Reproduce every line in the listing that contains the word "styles".

— begin —

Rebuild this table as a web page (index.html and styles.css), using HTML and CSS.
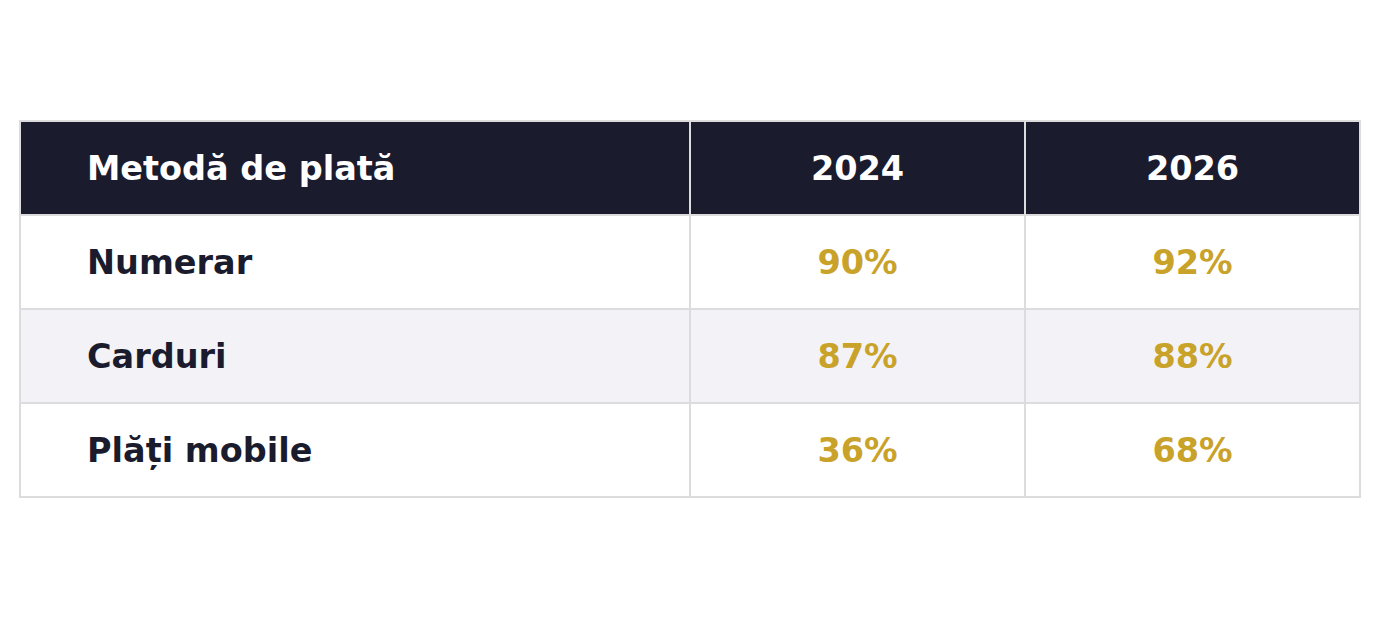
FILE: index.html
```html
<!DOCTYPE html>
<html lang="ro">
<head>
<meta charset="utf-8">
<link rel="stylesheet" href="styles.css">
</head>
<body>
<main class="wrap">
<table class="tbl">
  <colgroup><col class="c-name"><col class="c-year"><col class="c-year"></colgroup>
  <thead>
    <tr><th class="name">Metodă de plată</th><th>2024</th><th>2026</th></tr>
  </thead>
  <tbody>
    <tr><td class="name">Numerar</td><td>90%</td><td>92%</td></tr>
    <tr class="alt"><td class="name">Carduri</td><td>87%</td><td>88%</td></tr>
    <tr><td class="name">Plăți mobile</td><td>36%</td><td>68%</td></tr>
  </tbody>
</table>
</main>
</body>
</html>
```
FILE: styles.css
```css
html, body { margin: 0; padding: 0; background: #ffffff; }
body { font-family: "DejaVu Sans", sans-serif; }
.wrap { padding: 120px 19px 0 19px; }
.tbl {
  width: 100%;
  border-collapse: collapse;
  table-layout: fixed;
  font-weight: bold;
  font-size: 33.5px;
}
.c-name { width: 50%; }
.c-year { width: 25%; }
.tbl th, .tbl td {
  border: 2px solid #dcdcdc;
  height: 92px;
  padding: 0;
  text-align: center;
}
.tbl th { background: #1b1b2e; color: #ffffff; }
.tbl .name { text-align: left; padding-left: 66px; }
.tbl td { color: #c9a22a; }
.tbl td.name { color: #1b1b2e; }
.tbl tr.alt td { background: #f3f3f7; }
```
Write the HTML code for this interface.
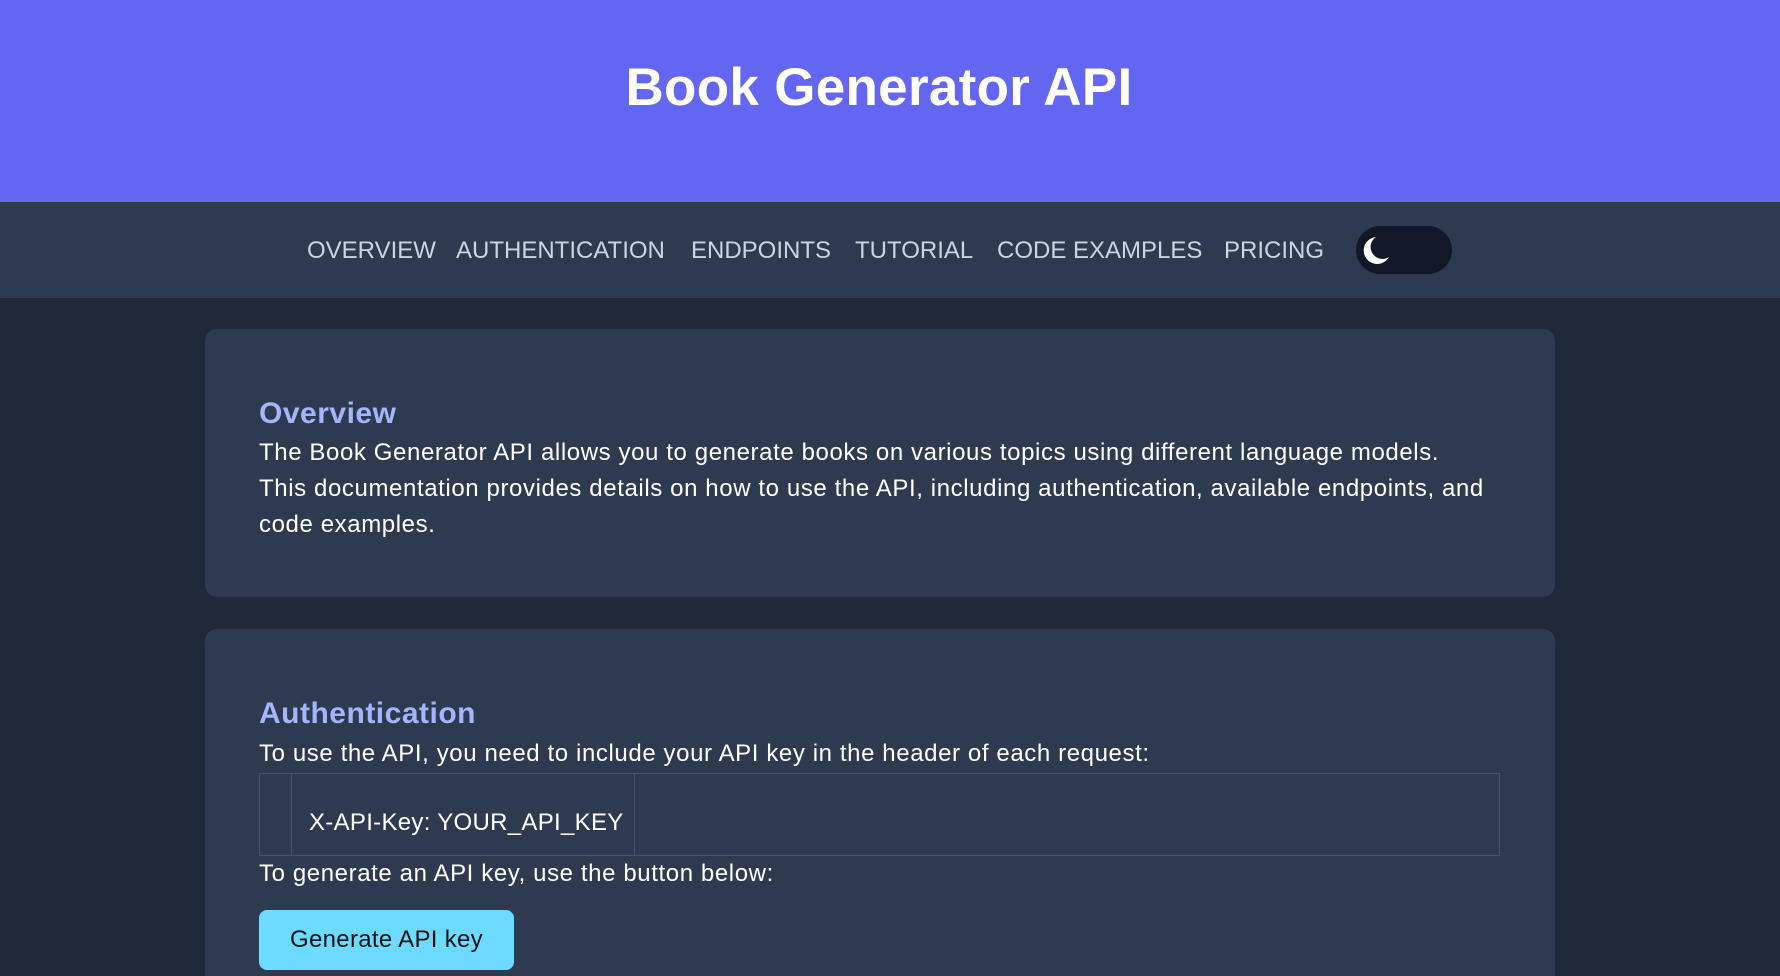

— end —

COMPLETE RESPONSE →
Rebuild this table as a web page (index.html and styles.css), using HTML and CSS.
<link rel="stylesheet" href="styles.css">
FILE: styles.css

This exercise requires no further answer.